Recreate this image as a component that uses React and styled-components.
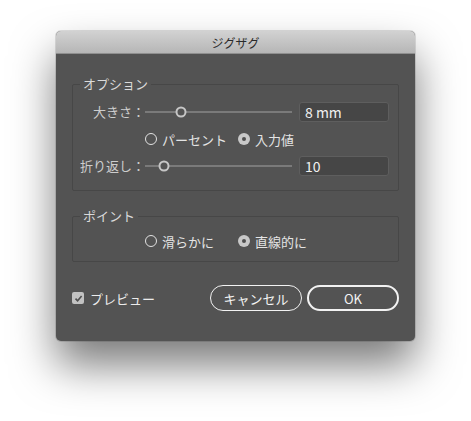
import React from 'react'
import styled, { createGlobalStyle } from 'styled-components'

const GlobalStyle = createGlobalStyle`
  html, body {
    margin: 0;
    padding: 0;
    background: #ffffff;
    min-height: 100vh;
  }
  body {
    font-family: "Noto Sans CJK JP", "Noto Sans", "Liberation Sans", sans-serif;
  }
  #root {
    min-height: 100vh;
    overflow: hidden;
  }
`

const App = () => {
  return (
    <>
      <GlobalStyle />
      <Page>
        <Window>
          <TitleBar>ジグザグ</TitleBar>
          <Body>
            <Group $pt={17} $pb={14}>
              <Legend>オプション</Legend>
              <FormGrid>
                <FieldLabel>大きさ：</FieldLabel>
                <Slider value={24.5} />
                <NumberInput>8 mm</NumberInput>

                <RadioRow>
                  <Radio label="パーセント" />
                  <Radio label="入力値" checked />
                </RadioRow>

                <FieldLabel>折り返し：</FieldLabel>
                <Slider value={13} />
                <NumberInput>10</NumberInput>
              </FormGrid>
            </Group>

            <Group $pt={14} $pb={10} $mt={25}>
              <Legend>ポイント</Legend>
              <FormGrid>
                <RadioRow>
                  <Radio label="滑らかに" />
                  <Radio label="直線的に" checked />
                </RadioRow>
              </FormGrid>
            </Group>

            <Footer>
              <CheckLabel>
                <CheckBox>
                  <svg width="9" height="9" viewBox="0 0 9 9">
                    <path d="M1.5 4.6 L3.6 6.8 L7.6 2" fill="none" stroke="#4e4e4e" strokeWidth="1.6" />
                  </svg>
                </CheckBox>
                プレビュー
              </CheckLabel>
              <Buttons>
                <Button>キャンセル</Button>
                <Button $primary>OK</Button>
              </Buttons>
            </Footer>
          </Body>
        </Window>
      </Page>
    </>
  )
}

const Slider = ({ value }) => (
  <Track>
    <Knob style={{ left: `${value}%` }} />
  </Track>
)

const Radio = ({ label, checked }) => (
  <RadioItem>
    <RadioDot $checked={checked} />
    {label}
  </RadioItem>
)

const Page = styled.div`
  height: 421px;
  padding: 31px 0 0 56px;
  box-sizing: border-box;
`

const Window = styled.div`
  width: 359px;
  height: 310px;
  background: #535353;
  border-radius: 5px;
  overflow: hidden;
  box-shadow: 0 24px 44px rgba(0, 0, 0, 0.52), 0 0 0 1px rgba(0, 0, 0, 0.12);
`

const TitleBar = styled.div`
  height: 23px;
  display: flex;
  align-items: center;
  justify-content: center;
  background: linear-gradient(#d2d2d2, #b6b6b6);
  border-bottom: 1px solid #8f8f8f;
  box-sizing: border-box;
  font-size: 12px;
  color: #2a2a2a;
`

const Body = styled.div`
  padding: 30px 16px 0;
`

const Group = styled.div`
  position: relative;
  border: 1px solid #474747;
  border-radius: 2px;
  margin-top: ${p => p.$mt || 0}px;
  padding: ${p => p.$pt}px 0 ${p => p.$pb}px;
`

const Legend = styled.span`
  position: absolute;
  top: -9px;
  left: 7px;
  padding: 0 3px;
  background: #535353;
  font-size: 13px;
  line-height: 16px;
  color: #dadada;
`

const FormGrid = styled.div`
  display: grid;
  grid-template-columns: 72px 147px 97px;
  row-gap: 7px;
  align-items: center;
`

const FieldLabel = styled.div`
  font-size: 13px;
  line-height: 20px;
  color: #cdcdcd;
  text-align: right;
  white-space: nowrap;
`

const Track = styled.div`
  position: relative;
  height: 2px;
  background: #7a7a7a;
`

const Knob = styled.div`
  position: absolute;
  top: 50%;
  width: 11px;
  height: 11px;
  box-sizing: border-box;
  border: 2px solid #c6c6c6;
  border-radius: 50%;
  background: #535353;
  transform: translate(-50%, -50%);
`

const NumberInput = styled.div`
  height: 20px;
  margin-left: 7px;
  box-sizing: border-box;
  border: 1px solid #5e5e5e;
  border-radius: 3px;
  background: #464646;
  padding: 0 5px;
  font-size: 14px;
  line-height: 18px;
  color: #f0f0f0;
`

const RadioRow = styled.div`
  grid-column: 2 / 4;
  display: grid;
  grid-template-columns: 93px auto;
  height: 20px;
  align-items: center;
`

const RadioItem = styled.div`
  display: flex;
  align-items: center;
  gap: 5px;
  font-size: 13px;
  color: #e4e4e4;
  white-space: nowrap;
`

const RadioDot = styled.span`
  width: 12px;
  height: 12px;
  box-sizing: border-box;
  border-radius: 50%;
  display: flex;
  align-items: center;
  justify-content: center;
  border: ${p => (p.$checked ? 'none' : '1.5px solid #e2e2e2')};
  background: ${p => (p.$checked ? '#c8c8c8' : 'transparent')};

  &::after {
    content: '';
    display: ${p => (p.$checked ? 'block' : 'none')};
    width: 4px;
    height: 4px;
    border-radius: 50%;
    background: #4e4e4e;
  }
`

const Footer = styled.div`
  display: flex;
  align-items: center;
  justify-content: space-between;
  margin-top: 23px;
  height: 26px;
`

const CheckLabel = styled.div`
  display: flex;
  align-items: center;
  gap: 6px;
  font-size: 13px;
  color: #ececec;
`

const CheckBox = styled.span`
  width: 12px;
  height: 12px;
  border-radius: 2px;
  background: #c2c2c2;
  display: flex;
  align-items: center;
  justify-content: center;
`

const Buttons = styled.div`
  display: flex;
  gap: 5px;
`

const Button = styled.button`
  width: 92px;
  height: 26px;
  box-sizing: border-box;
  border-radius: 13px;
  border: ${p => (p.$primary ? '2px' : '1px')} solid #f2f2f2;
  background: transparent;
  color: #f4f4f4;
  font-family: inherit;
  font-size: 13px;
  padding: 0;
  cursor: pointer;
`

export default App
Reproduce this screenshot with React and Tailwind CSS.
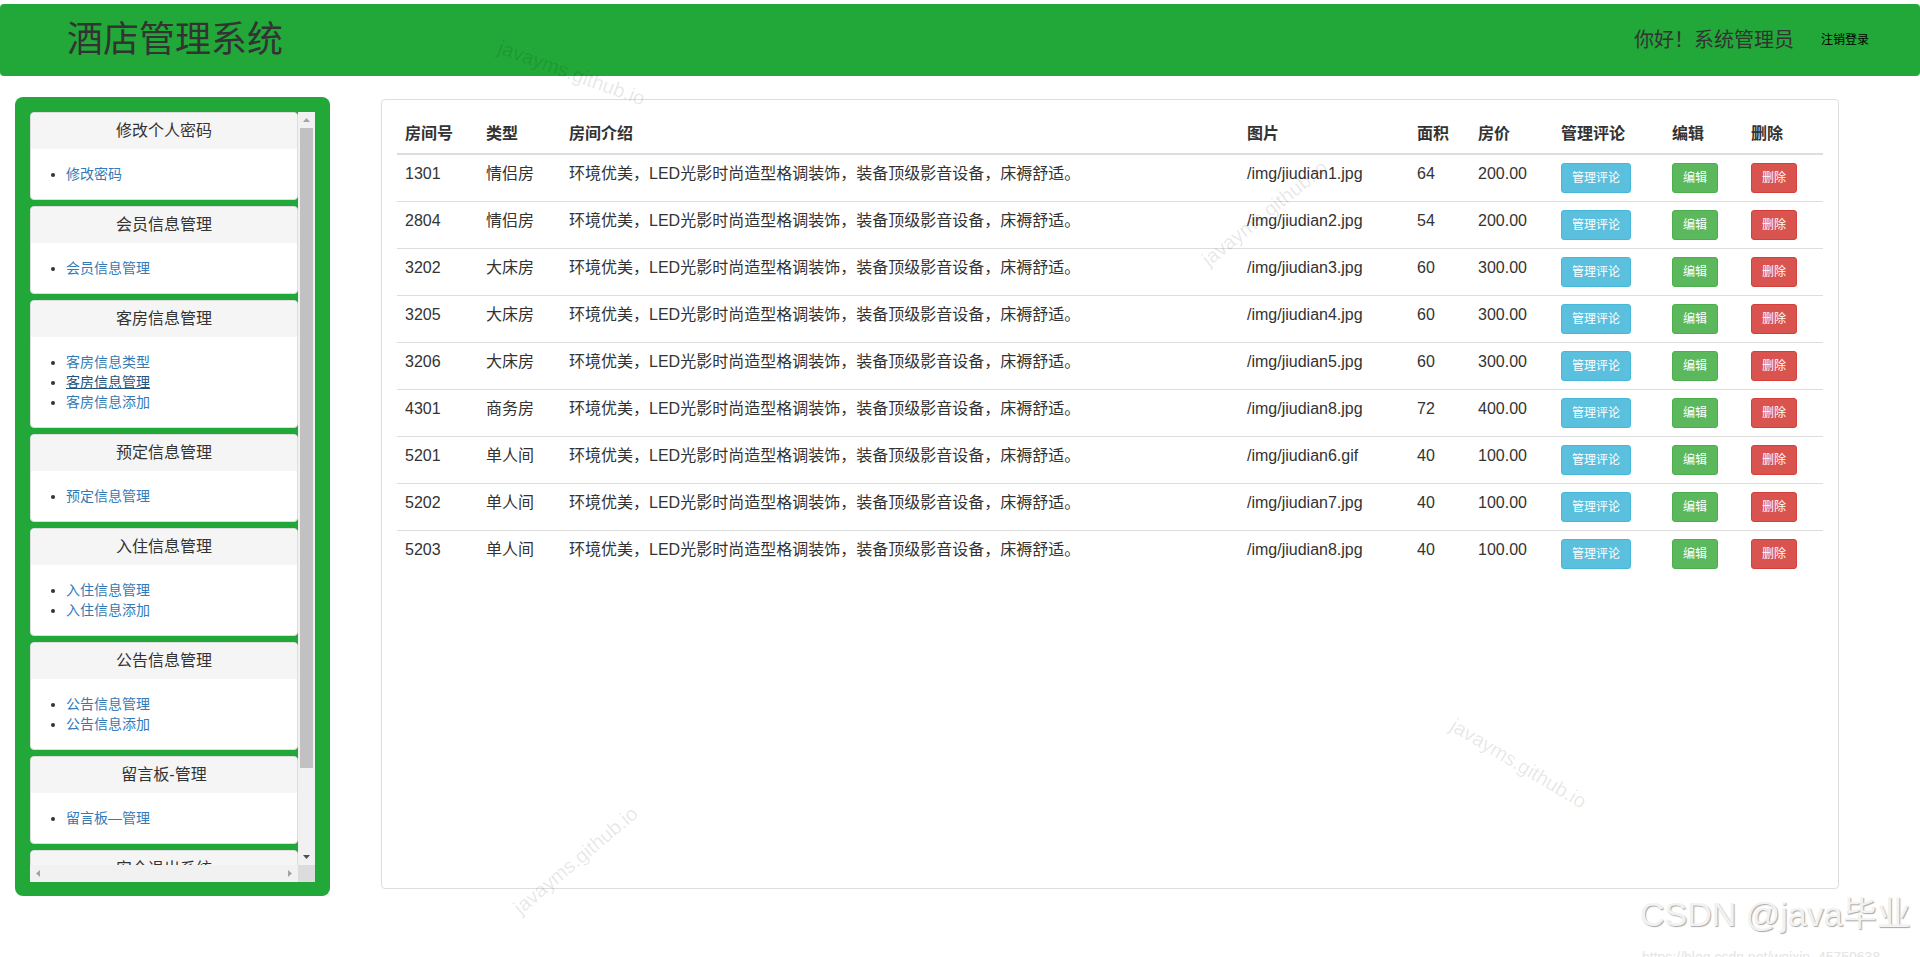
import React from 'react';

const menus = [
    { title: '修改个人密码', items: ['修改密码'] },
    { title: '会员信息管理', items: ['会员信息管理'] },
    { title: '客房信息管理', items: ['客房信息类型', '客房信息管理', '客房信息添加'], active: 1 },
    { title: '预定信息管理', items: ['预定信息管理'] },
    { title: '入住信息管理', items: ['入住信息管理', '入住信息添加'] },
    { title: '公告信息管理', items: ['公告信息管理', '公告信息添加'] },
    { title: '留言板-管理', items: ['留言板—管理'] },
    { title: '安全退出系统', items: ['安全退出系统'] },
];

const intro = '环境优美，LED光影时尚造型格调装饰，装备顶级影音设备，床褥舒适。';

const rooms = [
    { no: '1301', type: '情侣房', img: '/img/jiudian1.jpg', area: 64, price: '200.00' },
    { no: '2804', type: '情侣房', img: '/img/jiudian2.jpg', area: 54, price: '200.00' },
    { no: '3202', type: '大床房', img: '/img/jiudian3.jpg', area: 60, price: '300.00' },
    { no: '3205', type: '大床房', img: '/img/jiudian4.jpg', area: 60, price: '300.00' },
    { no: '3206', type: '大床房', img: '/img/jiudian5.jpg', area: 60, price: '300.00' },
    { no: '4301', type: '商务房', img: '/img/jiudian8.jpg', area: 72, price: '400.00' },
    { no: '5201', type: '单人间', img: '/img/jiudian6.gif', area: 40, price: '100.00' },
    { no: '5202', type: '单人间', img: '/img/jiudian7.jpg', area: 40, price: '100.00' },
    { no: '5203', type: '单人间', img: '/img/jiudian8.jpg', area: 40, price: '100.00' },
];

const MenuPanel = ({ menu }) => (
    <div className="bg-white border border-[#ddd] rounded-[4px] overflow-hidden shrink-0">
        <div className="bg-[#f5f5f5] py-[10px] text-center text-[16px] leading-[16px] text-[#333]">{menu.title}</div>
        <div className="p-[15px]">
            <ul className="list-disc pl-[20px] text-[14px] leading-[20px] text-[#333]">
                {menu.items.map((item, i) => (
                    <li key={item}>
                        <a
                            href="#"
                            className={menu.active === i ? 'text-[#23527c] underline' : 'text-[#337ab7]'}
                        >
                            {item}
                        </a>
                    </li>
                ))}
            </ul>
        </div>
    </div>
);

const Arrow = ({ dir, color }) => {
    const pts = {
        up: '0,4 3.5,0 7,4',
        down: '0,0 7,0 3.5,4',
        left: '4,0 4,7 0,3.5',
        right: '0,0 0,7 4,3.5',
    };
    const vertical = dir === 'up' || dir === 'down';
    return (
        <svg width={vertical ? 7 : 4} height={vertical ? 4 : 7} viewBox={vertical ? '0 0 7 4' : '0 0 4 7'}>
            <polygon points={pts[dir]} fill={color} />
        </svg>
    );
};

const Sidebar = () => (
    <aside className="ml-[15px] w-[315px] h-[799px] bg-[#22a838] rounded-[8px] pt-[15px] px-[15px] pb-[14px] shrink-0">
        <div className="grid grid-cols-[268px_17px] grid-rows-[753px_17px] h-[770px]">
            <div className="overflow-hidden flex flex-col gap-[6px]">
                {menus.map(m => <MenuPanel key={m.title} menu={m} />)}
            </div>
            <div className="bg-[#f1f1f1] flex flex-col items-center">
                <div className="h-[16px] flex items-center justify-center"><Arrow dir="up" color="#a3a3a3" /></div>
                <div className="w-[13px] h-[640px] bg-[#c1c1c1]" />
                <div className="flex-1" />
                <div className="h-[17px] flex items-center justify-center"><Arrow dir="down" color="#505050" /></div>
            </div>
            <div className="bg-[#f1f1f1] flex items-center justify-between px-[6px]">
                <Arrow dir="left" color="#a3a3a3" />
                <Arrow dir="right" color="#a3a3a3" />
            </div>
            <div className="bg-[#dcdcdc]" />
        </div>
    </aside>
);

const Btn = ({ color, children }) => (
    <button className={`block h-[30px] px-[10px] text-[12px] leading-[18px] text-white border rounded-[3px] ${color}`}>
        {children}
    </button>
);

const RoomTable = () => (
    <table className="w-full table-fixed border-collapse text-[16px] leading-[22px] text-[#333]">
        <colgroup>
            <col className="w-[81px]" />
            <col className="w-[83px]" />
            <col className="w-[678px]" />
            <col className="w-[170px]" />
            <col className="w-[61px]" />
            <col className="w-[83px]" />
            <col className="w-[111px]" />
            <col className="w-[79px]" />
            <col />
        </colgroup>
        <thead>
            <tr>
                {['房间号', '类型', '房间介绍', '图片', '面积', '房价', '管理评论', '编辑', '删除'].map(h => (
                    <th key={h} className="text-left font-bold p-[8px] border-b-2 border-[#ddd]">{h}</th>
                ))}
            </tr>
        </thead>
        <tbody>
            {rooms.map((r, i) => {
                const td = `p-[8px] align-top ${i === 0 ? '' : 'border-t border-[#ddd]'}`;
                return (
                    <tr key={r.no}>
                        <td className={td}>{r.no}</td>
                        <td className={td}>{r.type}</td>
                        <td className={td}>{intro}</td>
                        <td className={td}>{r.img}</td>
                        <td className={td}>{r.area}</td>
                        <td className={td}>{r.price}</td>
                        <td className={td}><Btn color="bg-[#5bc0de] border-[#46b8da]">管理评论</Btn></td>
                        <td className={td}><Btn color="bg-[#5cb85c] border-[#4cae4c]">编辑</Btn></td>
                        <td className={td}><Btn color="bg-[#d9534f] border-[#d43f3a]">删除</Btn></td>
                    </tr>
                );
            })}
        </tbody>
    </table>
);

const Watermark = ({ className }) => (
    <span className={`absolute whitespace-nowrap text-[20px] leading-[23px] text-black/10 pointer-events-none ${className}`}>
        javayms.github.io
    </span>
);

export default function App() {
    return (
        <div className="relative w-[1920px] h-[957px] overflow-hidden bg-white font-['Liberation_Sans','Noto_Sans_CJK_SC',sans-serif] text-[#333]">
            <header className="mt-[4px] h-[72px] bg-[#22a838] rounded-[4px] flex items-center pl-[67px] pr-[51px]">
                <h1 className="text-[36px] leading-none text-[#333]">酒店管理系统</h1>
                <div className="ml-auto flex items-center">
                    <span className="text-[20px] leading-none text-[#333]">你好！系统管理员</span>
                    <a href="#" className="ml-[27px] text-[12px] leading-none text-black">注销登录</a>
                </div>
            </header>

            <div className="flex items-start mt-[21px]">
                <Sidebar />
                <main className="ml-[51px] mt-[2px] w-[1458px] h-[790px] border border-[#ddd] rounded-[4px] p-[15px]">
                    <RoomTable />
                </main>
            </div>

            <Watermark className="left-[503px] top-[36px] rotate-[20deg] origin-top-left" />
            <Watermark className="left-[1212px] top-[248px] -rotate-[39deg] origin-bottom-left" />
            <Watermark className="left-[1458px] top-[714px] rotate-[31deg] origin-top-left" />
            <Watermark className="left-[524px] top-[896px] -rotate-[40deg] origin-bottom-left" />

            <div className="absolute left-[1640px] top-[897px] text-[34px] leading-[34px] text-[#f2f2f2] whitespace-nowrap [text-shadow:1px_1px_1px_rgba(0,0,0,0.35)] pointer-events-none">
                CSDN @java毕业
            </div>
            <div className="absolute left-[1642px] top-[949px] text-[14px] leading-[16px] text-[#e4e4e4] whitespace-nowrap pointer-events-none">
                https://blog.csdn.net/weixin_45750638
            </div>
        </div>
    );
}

*-*-*

WHAT TO WORK ON: Of the lines in the records, how many contain the word "React"? Answer with the number and nothing else.

ANSWER FOR THIS EXERCISE: 4